The photos Plato’s Cave, Pondering and Samsara Wheel are born from research into esoteric memes which deal with a wide spectrum of topics, from anthroposophy to conspiracy, from spiritualism to magic, from mysticism to religion. In some ways what connects these disparate topics is the normal desire of young people to explore edgy, fringe and taboo topics. But beyond the irony, this inquiry into non-rational belief systems, seems to be a part of broader and genuine search for meaning, agency and security amongst a younger generation.

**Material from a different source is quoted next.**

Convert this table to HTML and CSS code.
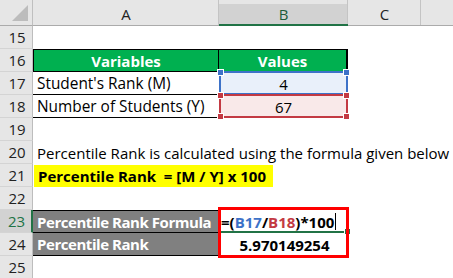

Dauven describes his photographic approach as the attempt to take a still from this constantly flowing stream of pictures, and then to place that still in the physical and discursive space of Contemporary Art. His process involves building compositions of individual elements from particular meme 'families', in this case various esoteric memes. But rather than doing this as a quick digital manipulation he painstakingly constructs images with physical elements in the studio, assembling the image in ‘camera’. This careful approach does not only give a new value and meaning to the medium of the meme, it documents the existential quest of an online generation.

The resulting photos are rich in references which some viewers will recognize, and others will not. Which makes them both Contemporary and Art. Because whilst they refer to the layered meanings of meme culture, the act of referencing itself is a gesture all too familiar to Art.